Nach § 87b Abs. 5 Satz 4 SGB V a.F. gilt das bisherige, dem Arzt oder der Arztpraxis zugewiesene RLV vorläufig fort, wenn ein RLV „nicht rechtzeitig vor Beginn des Geltungszeitraums“ zugewiesen werden kann. „Nicht rechtzeitig“ im Sinne des § 87b Abs. 5 Satz 4 SGB V a.F. sei die Zuweisung nach dem Wortlaut der Norm dann, wenn das RLV nicht „vor Beginn des Geltungszeitraums“ zugewiesen worden ist. Geltungszeitraum des RLV ist der „Abrechnungszeitraum“ (vgl. § 87b Abs. 2 Satz 5 SGB V a.F.), mithin das Quartal. Das RLV für das Quartal II/2009 ist nach Auffassung des BSG dem Kläger am 9.3.2009 und damit rechtzeitig vor Beginn des Geltungszeitraums – hier der 1.4.2009 – zugewiesen worden.

Der Auffassung des Sozialgerichts, dass das Merkmal „rechtzeitig“ auf die Vier-Wochen-Frist in § 87b Abs. 5 Satz 1 Halbsatz 2 SGB V a.F. verweise, folgt der Senat nicht. Dieses Auslegungsergebnis werde unter anderem durch den Zweck der die Fortgeltung des bisherigen RLV anordnenden Regelung bestätigt.

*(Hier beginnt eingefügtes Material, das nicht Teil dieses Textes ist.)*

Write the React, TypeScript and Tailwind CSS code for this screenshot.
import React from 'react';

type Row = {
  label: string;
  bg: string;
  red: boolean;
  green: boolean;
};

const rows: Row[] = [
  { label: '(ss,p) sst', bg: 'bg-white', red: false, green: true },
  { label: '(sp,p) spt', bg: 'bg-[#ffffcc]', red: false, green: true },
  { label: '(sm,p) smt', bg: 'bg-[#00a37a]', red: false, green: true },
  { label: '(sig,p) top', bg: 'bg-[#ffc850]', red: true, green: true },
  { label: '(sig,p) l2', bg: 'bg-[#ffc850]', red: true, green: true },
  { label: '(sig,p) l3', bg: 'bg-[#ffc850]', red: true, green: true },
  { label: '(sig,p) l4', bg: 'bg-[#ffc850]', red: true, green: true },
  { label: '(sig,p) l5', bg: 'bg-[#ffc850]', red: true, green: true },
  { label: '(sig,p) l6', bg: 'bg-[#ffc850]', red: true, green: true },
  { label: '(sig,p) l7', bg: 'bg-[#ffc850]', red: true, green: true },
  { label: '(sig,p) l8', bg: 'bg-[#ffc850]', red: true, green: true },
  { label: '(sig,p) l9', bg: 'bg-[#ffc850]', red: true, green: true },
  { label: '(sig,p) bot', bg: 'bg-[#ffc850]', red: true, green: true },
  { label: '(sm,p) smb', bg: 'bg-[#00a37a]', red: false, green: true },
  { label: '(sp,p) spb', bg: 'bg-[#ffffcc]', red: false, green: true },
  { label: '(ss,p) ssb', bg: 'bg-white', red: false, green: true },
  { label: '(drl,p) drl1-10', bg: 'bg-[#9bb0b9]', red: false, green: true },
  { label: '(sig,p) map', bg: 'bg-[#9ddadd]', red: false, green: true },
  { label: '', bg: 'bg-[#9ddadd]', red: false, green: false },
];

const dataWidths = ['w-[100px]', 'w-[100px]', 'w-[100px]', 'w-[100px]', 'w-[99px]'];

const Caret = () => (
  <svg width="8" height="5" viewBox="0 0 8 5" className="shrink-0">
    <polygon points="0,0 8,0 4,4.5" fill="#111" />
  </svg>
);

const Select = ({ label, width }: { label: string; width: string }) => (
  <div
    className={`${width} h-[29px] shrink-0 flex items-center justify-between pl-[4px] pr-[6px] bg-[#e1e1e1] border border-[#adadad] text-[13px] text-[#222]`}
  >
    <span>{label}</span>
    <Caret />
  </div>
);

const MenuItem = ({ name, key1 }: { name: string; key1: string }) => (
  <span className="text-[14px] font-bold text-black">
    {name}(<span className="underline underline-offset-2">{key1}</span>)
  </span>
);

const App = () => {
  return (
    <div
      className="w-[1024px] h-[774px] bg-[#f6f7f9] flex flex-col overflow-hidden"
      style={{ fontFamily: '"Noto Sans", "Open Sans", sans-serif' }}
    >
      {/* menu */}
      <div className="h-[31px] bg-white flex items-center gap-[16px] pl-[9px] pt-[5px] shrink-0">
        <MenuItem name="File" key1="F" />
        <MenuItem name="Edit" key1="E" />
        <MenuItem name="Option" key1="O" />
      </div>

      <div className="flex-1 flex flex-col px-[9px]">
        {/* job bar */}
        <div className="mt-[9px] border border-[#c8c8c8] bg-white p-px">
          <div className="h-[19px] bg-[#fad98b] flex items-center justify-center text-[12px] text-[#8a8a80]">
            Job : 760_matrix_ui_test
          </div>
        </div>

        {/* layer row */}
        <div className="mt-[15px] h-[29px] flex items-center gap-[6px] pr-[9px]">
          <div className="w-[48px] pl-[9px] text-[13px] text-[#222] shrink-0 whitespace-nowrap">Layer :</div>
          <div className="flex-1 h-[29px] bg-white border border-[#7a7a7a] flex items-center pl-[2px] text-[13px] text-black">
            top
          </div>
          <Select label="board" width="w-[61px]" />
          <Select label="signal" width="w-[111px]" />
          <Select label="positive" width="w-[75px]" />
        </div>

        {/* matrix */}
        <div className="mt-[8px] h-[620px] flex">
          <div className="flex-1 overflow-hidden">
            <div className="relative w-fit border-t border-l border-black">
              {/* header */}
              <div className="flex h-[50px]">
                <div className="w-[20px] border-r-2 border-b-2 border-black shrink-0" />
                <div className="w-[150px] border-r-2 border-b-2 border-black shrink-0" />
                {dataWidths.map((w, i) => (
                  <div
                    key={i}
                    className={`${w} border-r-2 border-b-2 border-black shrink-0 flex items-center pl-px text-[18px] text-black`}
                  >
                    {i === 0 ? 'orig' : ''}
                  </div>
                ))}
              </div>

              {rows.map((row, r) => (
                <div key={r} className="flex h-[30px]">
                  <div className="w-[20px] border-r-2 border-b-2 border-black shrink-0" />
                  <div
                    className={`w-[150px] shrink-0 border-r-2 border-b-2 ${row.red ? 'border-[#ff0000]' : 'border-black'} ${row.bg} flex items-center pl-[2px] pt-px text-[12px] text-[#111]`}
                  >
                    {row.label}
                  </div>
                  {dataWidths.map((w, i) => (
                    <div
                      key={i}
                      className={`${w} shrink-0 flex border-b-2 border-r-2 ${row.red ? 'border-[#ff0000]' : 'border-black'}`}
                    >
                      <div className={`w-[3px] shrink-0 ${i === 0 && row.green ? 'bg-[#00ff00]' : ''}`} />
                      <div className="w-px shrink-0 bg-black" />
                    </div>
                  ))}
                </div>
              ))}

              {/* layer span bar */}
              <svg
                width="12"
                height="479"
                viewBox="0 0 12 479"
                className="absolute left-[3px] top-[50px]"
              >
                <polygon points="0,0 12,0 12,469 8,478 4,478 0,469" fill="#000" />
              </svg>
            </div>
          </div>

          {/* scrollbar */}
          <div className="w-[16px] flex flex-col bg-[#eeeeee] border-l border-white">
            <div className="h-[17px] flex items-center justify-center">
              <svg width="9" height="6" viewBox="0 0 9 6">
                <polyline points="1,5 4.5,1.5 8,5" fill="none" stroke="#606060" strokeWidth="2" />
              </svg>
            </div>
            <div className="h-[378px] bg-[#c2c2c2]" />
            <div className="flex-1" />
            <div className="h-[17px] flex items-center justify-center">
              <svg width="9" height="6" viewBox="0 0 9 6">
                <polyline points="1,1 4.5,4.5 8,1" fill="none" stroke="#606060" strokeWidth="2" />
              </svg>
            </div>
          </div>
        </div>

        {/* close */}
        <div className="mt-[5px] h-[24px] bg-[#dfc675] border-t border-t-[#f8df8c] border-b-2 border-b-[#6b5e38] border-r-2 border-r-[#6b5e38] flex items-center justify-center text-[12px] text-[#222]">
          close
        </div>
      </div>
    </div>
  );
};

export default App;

Der Gesetzgeber wollte ausschließen, dass durch eine nicht rechtzeitige Zuweisung des RLV eine Geltungslücke entsteht. Zur Wahrung der Kontinuität bzw. zur Vermeidung einer Geltungslücke ist es nach Auffassung des BSG jedoch ausreichend, wenn die Zuweisung des neuen RLV jedenfalls noch vor dem Beginn seines Geltungszeitraums erfolgt.